Which operations work in streaming mode in Polars?

In a recent post I set out the key ideas behind streaming mode in Polars. However, streaming is still a developing part of Polars and not all operations support streaming.

I’d like to improve documentation on which operations streaming in Polars. I’m working on a PR for the offical user guide on this topic, but thought I’d share my work in progress here.

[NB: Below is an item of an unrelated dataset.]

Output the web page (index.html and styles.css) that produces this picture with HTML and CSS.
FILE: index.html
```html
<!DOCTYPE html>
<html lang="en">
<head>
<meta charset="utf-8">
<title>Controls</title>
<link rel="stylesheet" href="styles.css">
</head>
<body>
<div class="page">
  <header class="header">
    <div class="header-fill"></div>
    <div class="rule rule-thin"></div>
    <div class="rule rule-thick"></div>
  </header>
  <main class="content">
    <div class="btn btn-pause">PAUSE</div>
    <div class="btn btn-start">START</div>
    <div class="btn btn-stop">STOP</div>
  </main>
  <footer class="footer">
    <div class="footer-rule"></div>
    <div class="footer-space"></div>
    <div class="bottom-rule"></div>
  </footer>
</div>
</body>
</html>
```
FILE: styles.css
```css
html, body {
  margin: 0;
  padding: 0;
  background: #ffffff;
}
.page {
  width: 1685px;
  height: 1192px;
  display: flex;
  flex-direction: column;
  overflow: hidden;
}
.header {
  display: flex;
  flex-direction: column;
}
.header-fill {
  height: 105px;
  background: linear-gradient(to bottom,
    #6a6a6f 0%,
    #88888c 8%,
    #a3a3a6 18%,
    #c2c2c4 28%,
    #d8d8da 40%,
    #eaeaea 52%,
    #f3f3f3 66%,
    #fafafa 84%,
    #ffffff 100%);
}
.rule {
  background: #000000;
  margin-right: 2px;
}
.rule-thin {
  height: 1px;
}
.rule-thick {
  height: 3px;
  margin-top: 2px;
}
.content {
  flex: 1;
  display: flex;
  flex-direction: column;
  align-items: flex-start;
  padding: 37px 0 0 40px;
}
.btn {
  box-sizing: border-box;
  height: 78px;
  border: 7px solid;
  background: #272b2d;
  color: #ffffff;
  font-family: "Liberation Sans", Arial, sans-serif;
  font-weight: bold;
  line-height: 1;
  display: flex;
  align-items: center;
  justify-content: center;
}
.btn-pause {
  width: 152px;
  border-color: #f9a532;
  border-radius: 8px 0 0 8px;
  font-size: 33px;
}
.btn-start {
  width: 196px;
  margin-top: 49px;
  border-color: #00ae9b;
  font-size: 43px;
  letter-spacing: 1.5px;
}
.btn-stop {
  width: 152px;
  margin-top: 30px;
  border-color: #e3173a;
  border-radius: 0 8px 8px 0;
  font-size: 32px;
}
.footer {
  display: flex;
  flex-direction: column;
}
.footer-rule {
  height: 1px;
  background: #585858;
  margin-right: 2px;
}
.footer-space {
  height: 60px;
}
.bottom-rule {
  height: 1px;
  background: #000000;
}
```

Want to get going with Polars? Check out my Polars course here

My approach is to define a simple DataFrame with 2 floating point columns which I then convert to a LazyFrame (see code at the bottom of the post). I then try to call every expression on the LazyFrame. I print the streaming query plan and check whether the expression works in streaming mode or not. I’m working with Polars version 0.20.5 here.

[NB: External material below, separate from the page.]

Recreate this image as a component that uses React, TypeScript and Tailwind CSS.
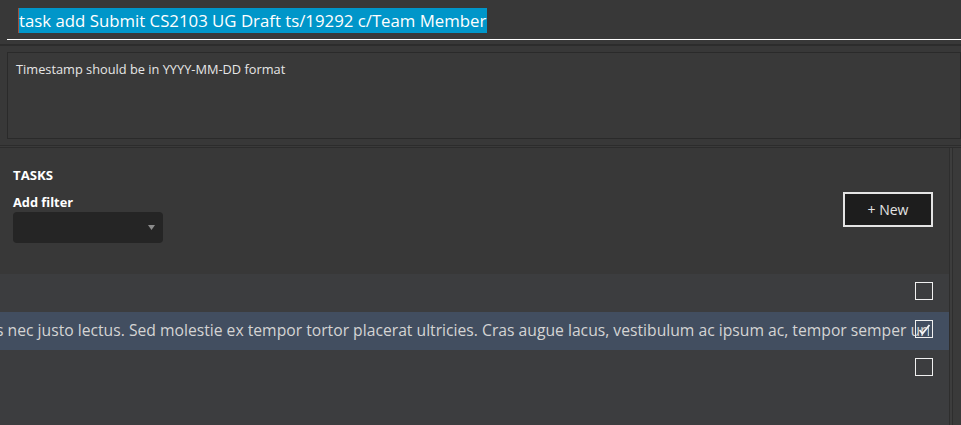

This isn’t a comprehensive test of what works and doesn’t but should help give you an intuition for what works and what doesn’t. The expressions that currently work in streaming mode with these floating point columns include:

'__abs__, __add__, __and__, __eq__, __floordiv__, __ge__, __getstate__, __gt__, __init__, __init_subclass__, __invert__, __le__, __lt__, __mod__, __mul__, __ne__, __neg__, __or__, __pos__, __pow__, __sizeof__, __truediv__, __xor__, abs, add, alias, and_, apply, arccos, arccosh, arcsin, arcsinh, arctan, arctanh, cast, cbrt, ceil, clip, cos, cosh, cot, degrees, eq, eq_missing, exp, fill_nan, fill_null, floor, floordiv, gather_every, ge, gt, hash, inspect, is_between, is_finite, is_in, is_infinite, is_nan, is_not, is_not_nan, is_not_null, is_null, keep_name, le, log, log10, log1p, lower_bound, lt, mod, mul, ne, ne_missing, not_, or_, pow, prefix, radians, rechunk, reinterpret, replace, round, round_sig_figs, set_sorted, shrink_dtype, sign, sin, sinh, sqrt, sub, suffix, tan, tanh, to_physical, truediv, upper_bound, xor'

Note that map_elements isn’t yet includes in my list but should also work in streaming mode.

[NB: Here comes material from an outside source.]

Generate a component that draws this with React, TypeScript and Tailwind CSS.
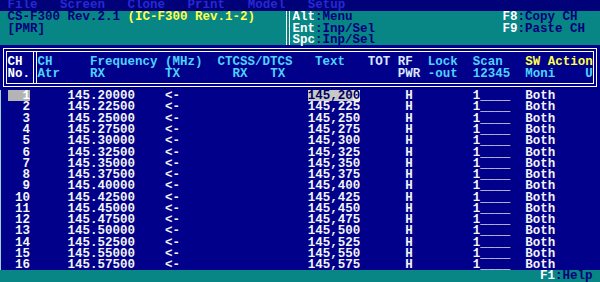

In contrast I find that the following expressions don’t work in streaming mode with the floating point columns: '__array_ufunc__, agg_groups, all, any, append, approx_n_unique, arg_max, arg_min, arg_sort, arg_true, arg_unique, backward_fill, bottom_k, count, cum_count, cum_max, cum_min, cum_prod, cum_sum, cumcount, cummax, cummin, cumprod, cumsum, cumulative_eval, diff, dot, drop_nans, drop_nulls, entropy, ewm_mean, ewm_std, ewm_var, explode, extend_constant, filter, first, flatten, forward_fill, gather, get, head, hist, implode, interpolate, is_duplicated, is_first, is_first_distinct, is_last, is_last_distinct, is_unique, kurtosis, last, len, limit, max, mean, median, min, mode, n_unique, nan_max, nan_min, null_count, over, pct_change, peak_max, peak_min, product, quantile, rank, repeat_by, reshape, reverse, rle, rle_id, sample, search_sorted, shift, shift_and_fill, shuffle, skew, slice, sort, sort_by, std, sum, tail, take, top_k, unique, unique_counts, value_counts, var'

So what do we learn?

We can use this to understand a bit more about why an expression might appear in the first streaming list or the second non-streaming list:

An expression is much easier to do in streaming batches if the expression doesn’t require information from other rows to calculate. For example, add is easy to do batchwise because we can just add the values in each row together.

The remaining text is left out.